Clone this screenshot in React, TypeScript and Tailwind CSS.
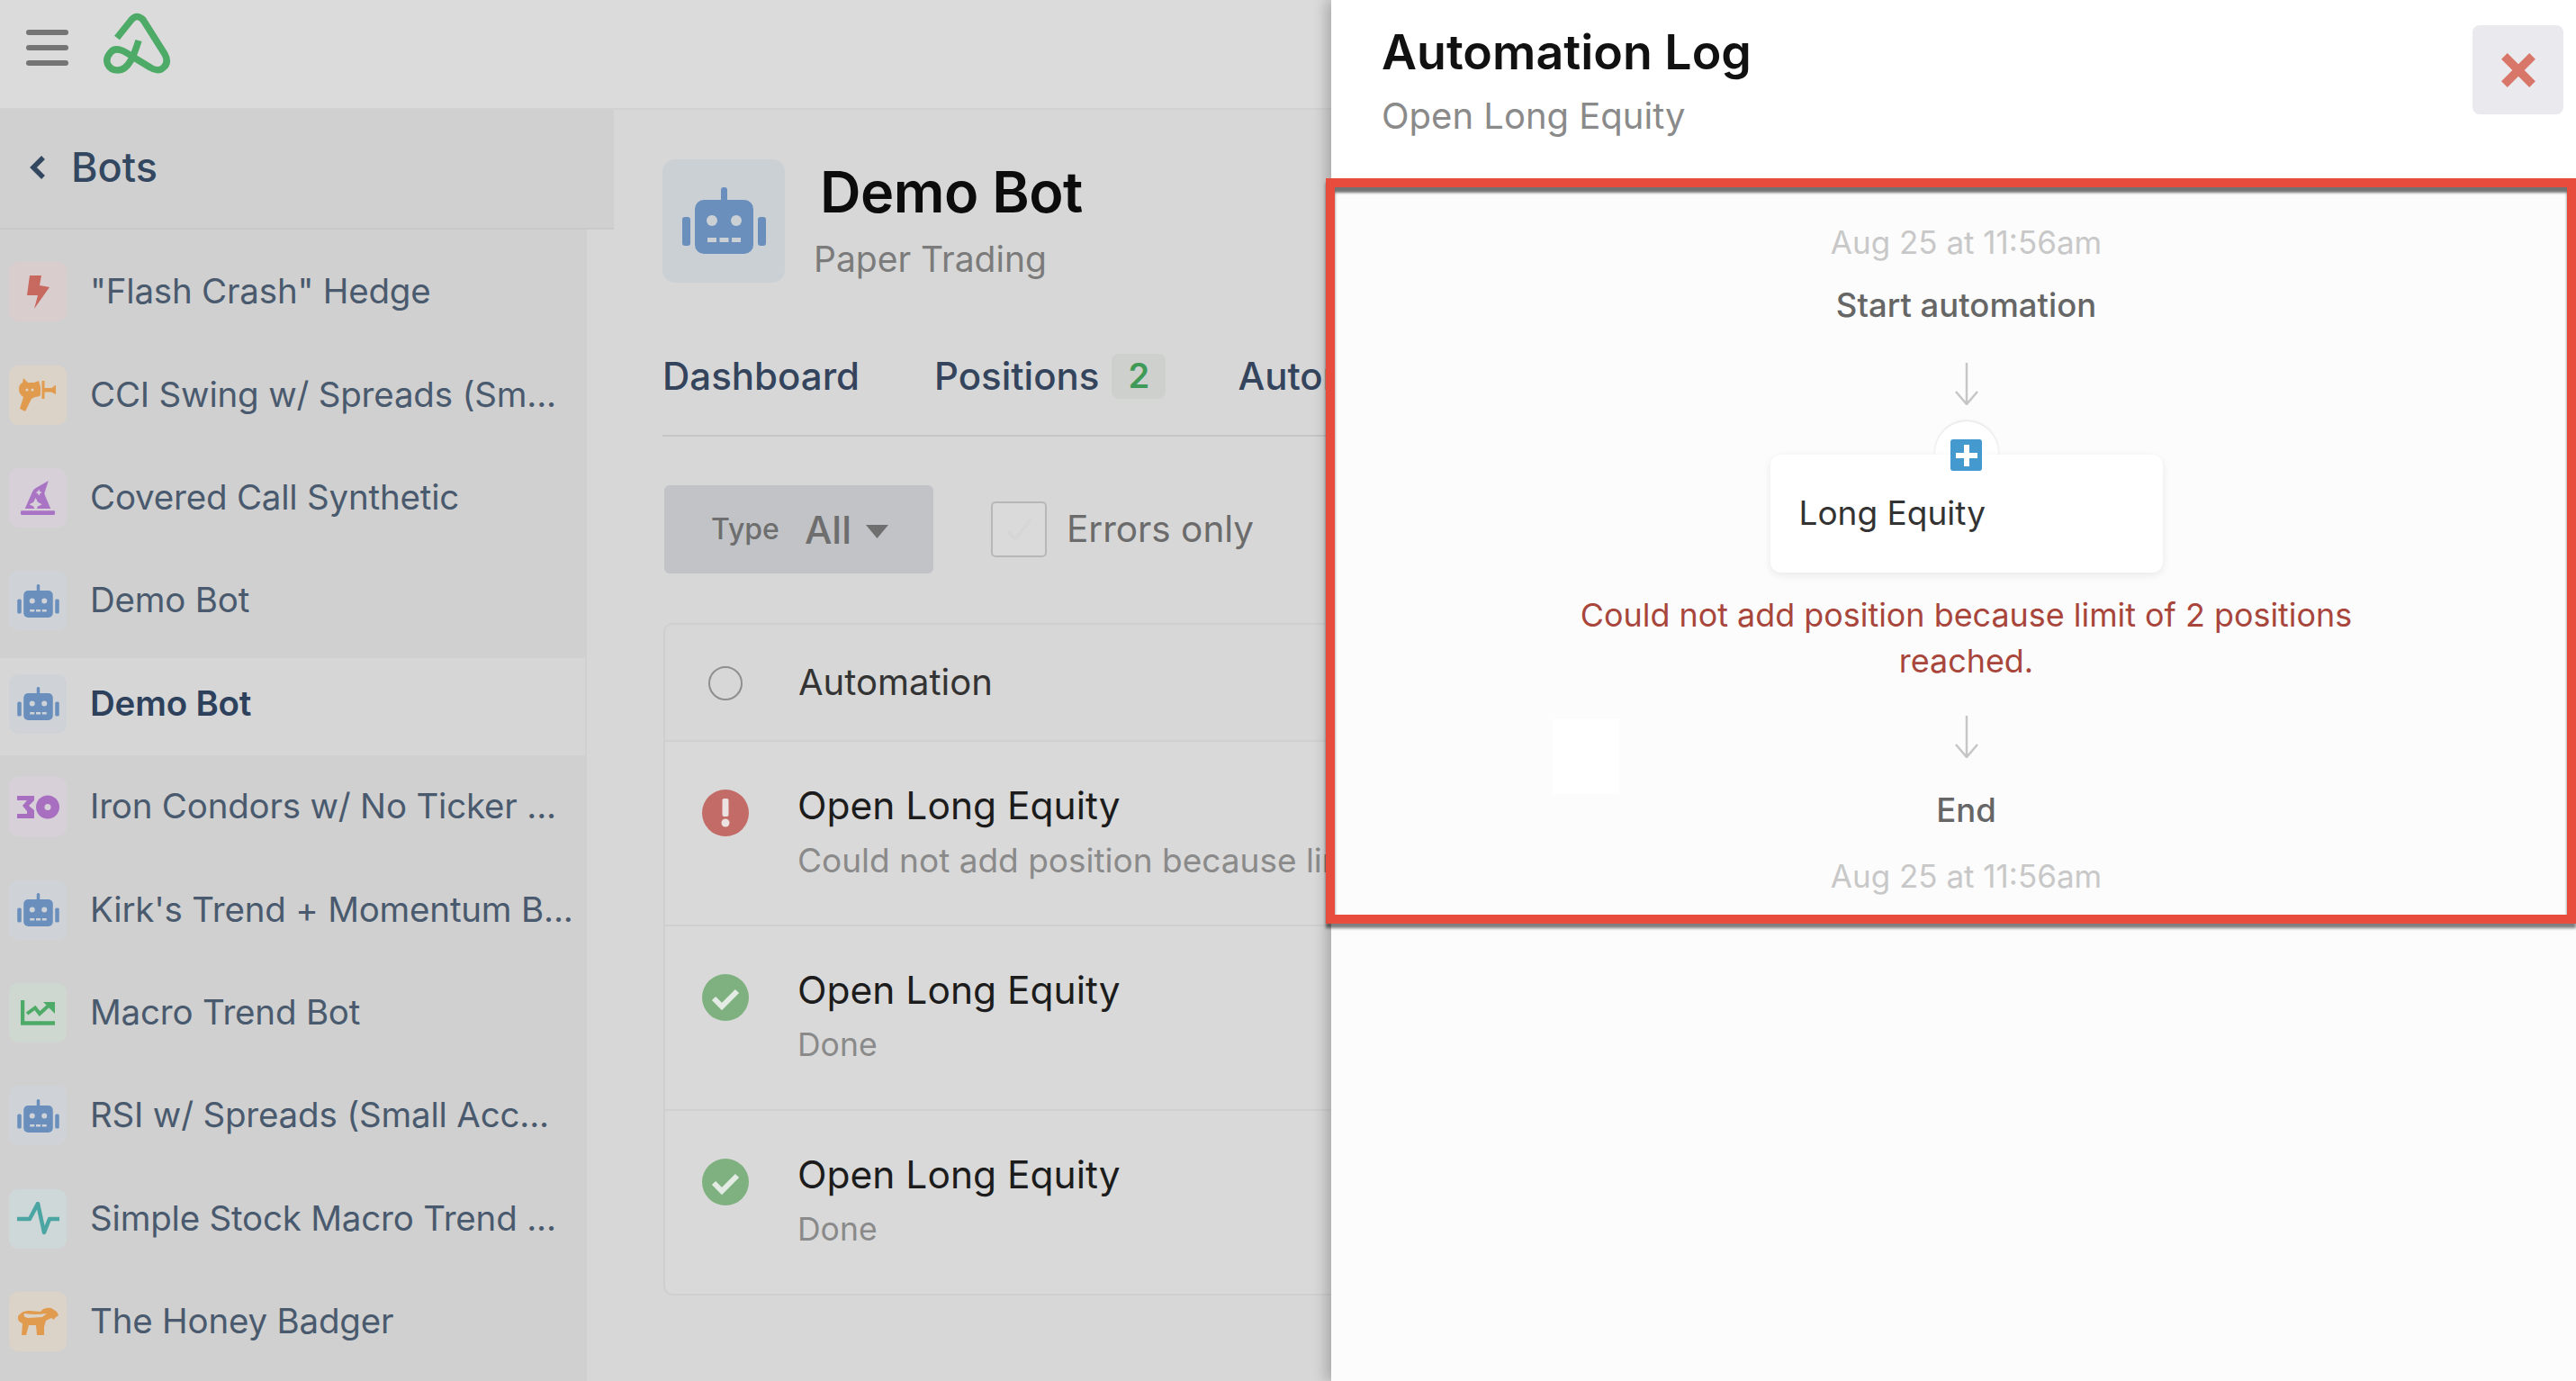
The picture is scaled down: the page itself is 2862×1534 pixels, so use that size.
import React from "react";
import { FaHatWizard } from "react-icons/fa";

const Robot = ({ w, h, bg }: { w: number; h: number; bg: string }) => (
  <svg width={w} height={h} viewBox="0 0 93 74">
    <rect x="43" y="0" width="7" height="18" rx="3" fill="#6a8fbd" />
    <rect x="0" y="33" width="9" height="32" rx="3" fill="#6a8fbd" />
    <rect x="84" y="33" width="9" height="32" rx="3" fill="#6a8fbd" />
    <rect x="14" y="14" width="65" height="60" rx="10" fill="#6a8fbd" />
    <circle cx="33" cy="37" r="6" fill={bg} />
    <circle cx="60" cy="37" r="6" fill={bg} />
    <rect x="28" y="56" width="10" height="5" fill={bg} />
    <rect x="41.5" y="56" width="10" height="5" fill={bg} />
    <rect x="55" y="56" width="10" height="5" fill={bg} />
  </svg>
);

const Bolt = () => (
  <svg width="25" height="37" viewBox="0 0 25 37">
    <polygon points="3,0 16,0 14,11 25,13 8,37 12,22 0,22" fill="#c8695f" />
  </svg>
);

const RayGun = () => (
  <svg width="42" height="37" viewBox="0 0 42 37">
    <path d="M5 0 L10 5 L17 5 L22 3 L24 10 L24 19 Q22 21 18 21 L14 23 L7 37 L1 34 L5 21 Q0 18 0 12 Q0 7 4 5 Z" fill="#e19b4e" />
    <rect x="25.5" y="3" width="3" height="20" fill="#e19b4e" />
    <rect x="28" y="11" width="8" height="4.5" fill="#e19b4e" />
    <polygon points="35,12 41,7.5 41,18 35,15" fill="#e19b4e" />
    <circle cx="9" cy="13" r="1.6" fill="#dcd3c8" />
    <circle cx="15" cy="13" r="1.6" fill="#dcd3c8" />
  </svg>
);

const Condor = () => (
  <svg width="47" height="27" viewBox="0 0 47 27">
    <path d="M0 1 H19 V6 L13 12 L19 17 V26 H0 V21 H11 V18 L6 12 L11 6 H0 Z" fill="#a86fc0" />
    <circle cx="34" cy="13.5" r="13" fill="#a86fc0" />
    <circle cx="34" cy="13.5" r="3.5" fill="#d7d0d9" />
  </svg>
);

const Chart = () => (
  <svg width="38" height="28" viewBox="0 0 38 28" fill="none">
    <path d="M2 0 V25.5 H38" stroke="#4dab67" strokeWidth="4.5" />
    <path d="M7 15 L16 8.5 L21 15 L31 6" stroke="#4dab67" strokeWidth="4" />
    <polygon points="25,2 38,2 38,15" fill="#4dab67" />
  </svg>
);

const Pulse = () => (
  <svg width="47" height="37" viewBox="0 0 47 37" fill="none">
    <path d="M0 19 H14 L23 2 L30 34 L36 19 H47" stroke="#4aa5a3" strokeWidth="4.5" strokeLinejoin="round" />
  </svg>
);

const Badger = () => (
  <svg width="47" height="32" viewBox="0 0 47 32">
    <path
      fillRule="evenodd"
      fill="#e19b4e"
      d="M1 10 Q6 3 14 4 L26 5 Q30 0 38 1 L44 5 L46 9 L42 12 L41 14 L38 12 L32 15 L30 22 L30 31 L22 31 L21 20 L13 20 L10 31 L5 31 L6 18 Q0 16 1 10 Z M8 7 Q6 11 12 12 L28 11 L33 7 Q20 9 8 7 Z"
    />
  </svg>
);

const Logo = () => (
  <svg width="80" height="72" viewBox="115 12 80 72" fill="none">
    <path
      d="M131 41 L147 21 Q153 14 160 21 L184 59 Q190 70 180 76 Q174 78 168 74 L150 63 C140 56 130 50 124 57 C115 67 122 77 132 77 C144 77 150 60 155 44"
      stroke="#4daa67"
      strokeWidth="7.5"
      strokeLinejoin="round"
    />
  </svg>
);

const items: { name: string; bg: string; icon: React.ReactNode; sel?: boolean }[] = [
  { name: '"Flash Crash" Hedge', bg: "bg-[#d9cdcd]", icon: <Bolt /> },
  { name: "CCI Swing w/ Spreads (Sm...", bg: "bg-[#dcd3c8]", icon: <RayGun /> },
  { name: "Covered Call Synthetic", bg: "bg-[#d7d0d9]", icon: <FaHatWizard size={38} color="#a974c4" /> },
  { name: "Demo Bot", bg: "bg-[#cfd3d8]", icon: <Robot w={47} h={37} bg="#cfd3d8" /> },
  { name: "Demo Bot", bg: "bg-[#cfd3d8]", icon: <Robot w={47} h={37} bg="#cfd3d8" />, sel: true },
  { name: "Iron Condors w/ No Ticker ...", bg: "bg-[#d7d0d9]", icon: <Condor /> },
  { name: "Kirk's Trend + Momentum B...", bg: "bg-[#cfd3d8]", icon: <Robot w={47} h={37} bg="#cfd3d8" /> },
  { name: "Macro Trend Bot", bg: "bg-[#cfd8d0]", icon: <Chart /> },
  { name: "RSI w/ Spreads (Small Acc...", bg: "bg-[#cfd3d8]", icon: <Robot w={47} h={37} bg="#cfd3d8" /> },
  { name: "Simple Stock Macro Trend ...", bg: "bg-[#ced8d9]", icon: <Pulse /> },
  { name: "The Honey Badger", bg: "bg-[#dcd3c8]", icon: <Badger /> },
];

const Arrow = () => (
  <svg width="30" height="47" viewBox="0 0 30 47" fill="none">
    <path d="M15 0 V46 M3 32 L15 46 L27 32" stroke="#c6c6c6" strokeWidth="2.5" />
  </svg>
);

const Status = ({ ok }: { ok: boolean }) => (
  <svg width="52" height="52" viewBox="0 0 52 52" className="shrink-0 mt-[12px]">
    <circle cx="26" cy="26" r="26" fill={ok ? "#7fb180" : "#c36b66"} />
    {ok ? (
      <path d="M13 27 L22 36 L39 19" stroke="#e4ebe4" strokeWidth="6" fill="none" />
    ) : (
      <>
        <rect x="22.5" y="10" width="7" height="20" rx="2" fill="#ece2e1" />
        <circle cx="26" cy="37" r="4.5" fill="#ece2e1" />
      </>
    )}
  </svg>
);

const rows = [
  { ok: false, sub: "Could not add position because limit of 2 positions reached." },
  { ok: true, sub: "Done" },
  { ok: true, sub: "Done" },
];

export default function App() {
  return (
    <div
      className="relative w-[2862px] h-[1534px] overflow-hidden flex flex-col bg-[#d7d7d7]"
      style={{ fontFamily: "Inter, 'Liberation Sans', sans-serif" }}
    >
      <header className="h-[122px] shrink-0 bg-[#dbdbdb] border-b-2 border-[#d2d2d2] flex items-center pl-[29px] pb-[18px]">
        <div className="w-[47px] flex flex-col gap-[11px] mt-[4px]">
          <div className="h-[6px] rounded-full bg-[#757575]" />
          <div className="h-[6px] rounded-full bg-[#757575]" />
          <div className="h-[6px] rounded-full bg-[#757575]" />
        </div>
        <div className="ml-[38px] mt-[-4px]">
          <Logo />
        </div>
      </header>

      <div className="flex flex-1 min-h-0">
        <aside className="w-[682px] shrink-0 flex flex-col">
          <div className="h-[133px] shrink-0 bg-[#d0d0d0] border-b-2 border-[#c9c9c9] flex items-center pl-[32px] pb-[4px]">
            <svg width="20" height="28" viewBox="0 0 20 28" fill="none">
              <path d="M16 3 L5 14 L16 25" stroke="#334760" strokeWidth="5.5" />
            </svg>
            <span className="ml-[27px] text-[45px] font-medium text-[#334760] leading-none">Bots</span>
          </div>
          <div className="w-[652px] flex-1 bg-[#d0d0d0] pt-[12px]">
            {items.map((it, i) => (
              <div
                key={i}
                className={
                  "h-[114.4px] flex items-center pl-[10px] " +
                  (it.sel ? "bg-[#d6d6d6] bg-clip-padding border-t-[6px] border-[#d0d0d0] pb-[6px] w-[650px]" : "")
                }
              >
                <div className={"w-[64px] h-[66px] rounded-[10px] flex items-center justify-center shrink-0 " + it.bg}>
                  <div className="flex items-center justify-center w-[47px]">{it.icon}</div>
                </div>
                <span
                  className={
                    "ml-[26px] text-[38.5px] tracking-[-0.2px] whitespace-nowrap " +
                    (it.sel ? "font-semibold text-[#2d415c]" : "text-[#4a5a6e]")
                  }
                >
                  {it.name}
                </span>
              </div>
            ))}
          </div>
        </aside>

        <main className="flex-1 pl-[54px] pt-[55px]">
          <div className="flex">
            <div className="w-[136px] h-[137px] rounded-[14px] bg-[#cbd0d5] flex items-center justify-center pb-[2px]">
              <Robot w={93} h={74} bg="#cbd0d5" />
            </div>
            <div className="ml-[39px]">
              <div className="text-[63px] font-semibold text-[#0c0c0c] leading-[72px] tracking-[-0.5px]">Demo Bot</div>
              <div className="text-[39px] text-[#7b7b7b] leading-[56px] ml-[-7px] mt-[11px]">Paper Trading</div>
            </div>
          </div>

          <div className="w-[1000px] mt-[72px] pb-[36px] border-b-2 border-[#c6c6c6] flex items-center h-[97px] text-[42px] font-medium text-[#33445c]">
            <span className="leading-[60px]">Dashboard</span>
            <span className="ml-[83px] leading-[60px]">Positions</span>
            <span className="ml-[14px] w-[60px] h-[50px] rounded-[8px] bg-[#cdd0cd] text-[#3f9a58] font-semibold text-[38px] flex items-center justify-center">2</span>
            <span className="ml-[80px] leading-[60px]">Automations</span>
          </div>

          <div className="mt-[54px] flex items-center ml-[2px]">
            <div className="w-[299px] h-[98px] rounded-[6px] bg-[#c1c3c7] flex items-center pl-[52px]">
              <span className="text-[32px] text-[#6e6e6e] font-medium">Type</span>
              <span className="ml-[28px] text-[43px] text-[#6e6e6e] font-medium">All</span>
              <svg width="25" height="15" viewBox="0 0 25 15" className="ml-[16px] mt-[4px]">
                <polygon points="0,0 25,0 12.5,15" fill="#6f6f6f" />
              </svg>
            </div>
            <div className="ml-[64px] w-[62px] h-[62px] rounded-[5px] border-2 border-[#b7b7b7] bg-[#dadada] flex items-center justify-center">
              <svg width="36" height="32" viewBox="0 0 36 32" fill="none">
                <path d="M6 18 L14 27 L31 5" stroke="#d6d6d6" strokeWidth="4" />
              </svg>
            </div>
            <span className="ml-[22px] text-[40.5px] text-[#6b6b6b]">Errors only</span>
          </div>

          <div className="mt-[55px] ml-[1px] w-[900px] rounded-[10px] border-2 border-[#cfcfcf] text-[#222]">
            <div className="h-[128px] flex items-center pl-[48px] bg-[#d7d7d7] rounded-t-[10px]">
              <div className="w-[38px] h-[38px] rounded-full border-2 border-[#8f8f8f] shrink-0 mr-[62px] mt-[2px]" />
              <span className="text-[40px] text-[#333]">Automation</span>
            </div>
            {rows.map((r, i) => (
              <div key={i} className="h-[205px] border-t-2 border-[#d0d0d0] bg-[#d9d9d9] flex items-start pl-[41px] pt-[41px] last:rounded-b-[10px]">
                <Status ok={r.ok} />
                <div className="ml-[54px] whitespace-nowrap">
                  <div className="text-[42.5px] text-[#1c1c1c] leading-[60px]">Open Long Equity</div>
                  <div className={"text-[#8a8a8a] leading-[62px] " + (r.ok ? "text-[35.5px]" : "text-[37px]")}>{r.sub}</div>
                </div>
              </div>
            ))}
          </div>
        </main>
      </div>

      {/* Drawer over the page */}
      <div className="absolute right-0 top-0 bottom-0 w-[1383px] bg-[#fcfcfc] shadow-[-6px_0_14px_rgba(0,0,0,0.22)] flex flex-col">
        <div className="h-[198px] shrink-0 bg-white flex items-start pl-[56px] relative">
          <div>
            <div className="text-[53.7px] font-semibold text-[#111] leading-[64px] mt-[26px]">Automation Log</div>
            <div className="text-[40px] text-[#8a8a8a] leading-[52px] mt-[13px]">Open Long Equity</div>
          </div>
          <div className="absolute top-[28px] right-[14px] w-[101px] h-[99px] rounded-[8px] bg-[#eaeaee] flex items-center justify-center">
            <svg width="40" height="40" viewBox="0 0 36 36" fill="none">
              <path d="M4 4 L32 32 M32 4 L4 32" stroke="#d8766a" strokeWidth="8.5" />
            </svg>
          </div>
        </div>

        {/* Red annotation frame around the log */}
        <section className="relative h-[828px] ml-[-6px] border-[10px] border-[#e84c3d] shadow-[0_5px_3px_rgba(0,0,0,0.5),inset_0_6px_3px_rgba(0,0,0,0.55)] bg-[#fcfcfc] pl-[34px] flex flex-col items-center">
          <div className="mt-[37px] text-[35px] leading-[48px] text-[#c8c8c8]">Aug 25 at 11:56am</div>
          <div className="mt-[22px] text-[36.5px] leading-[48px] font-medium text-[#666]">Start automation</div>
          <div className="mt-[40px] h-[47px]">
            <Arrow />
          </div>
          <div className="mt-[18px] relative w-[436px] h-[168px] flex flex-col items-center">
            <div className="w-[70px] h-[70px] rounded-full bg-white shadow-[0_-1px_3px_rgba(0,0,0,0.12)]" />
            <div className="absolute bottom-0 left-0 w-[436px] h-[131px] rounded-[12px] bg-white shadow-[0_3px_10px_rgba(0,0,0,0.08)] pl-[32px] pt-[40px] text-[37px] leading-[50px] text-[#333]">
              Long Equity
            </div>
            <div className="absolute top-[20px] w-[35px] h-[35px] rounded-[3px] bg-[#4499cf] flex items-center justify-center">
              <svg width="24" height="24" viewBox="0 0 24 24">
                <path d="M9 0 H15 V9 H24 V15 H15 V24 H9 V15 H0 V9 H9 Z" fill="#fff" />
              </svg>
            </div>
          </div>
          <div className="mt-[22px] w-[900px] text-center text-[35.9px] leading-[51px] text-[#a8463c]">
            Could not add position because limit of 2 positions reached.
          </div>
          <div className="mt-[35px] h-[47px]">
            <Arrow />
          </div>
          <div className="mt-[34px] text-[36.5px] leading-[48px] font-medium text-[#666]">End</div>
          <div className="mt-[25px] text-[35px] leading-[48px] text-[#c8c8c8]">Aug 25 at 11:56am</div>
          <div className="absolute left-[242px] top-[591px] w-[74px] h-[83px] bg-white" />
        </section>
      </div>
    </div>
  );
}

.....

Select the lines in this material that hold the word "page", leaving none out.

> _The answer_
The picture is scaled down: the page itself is 2862×1534 pixels, so use that size.
      {/* Drawer over the page */}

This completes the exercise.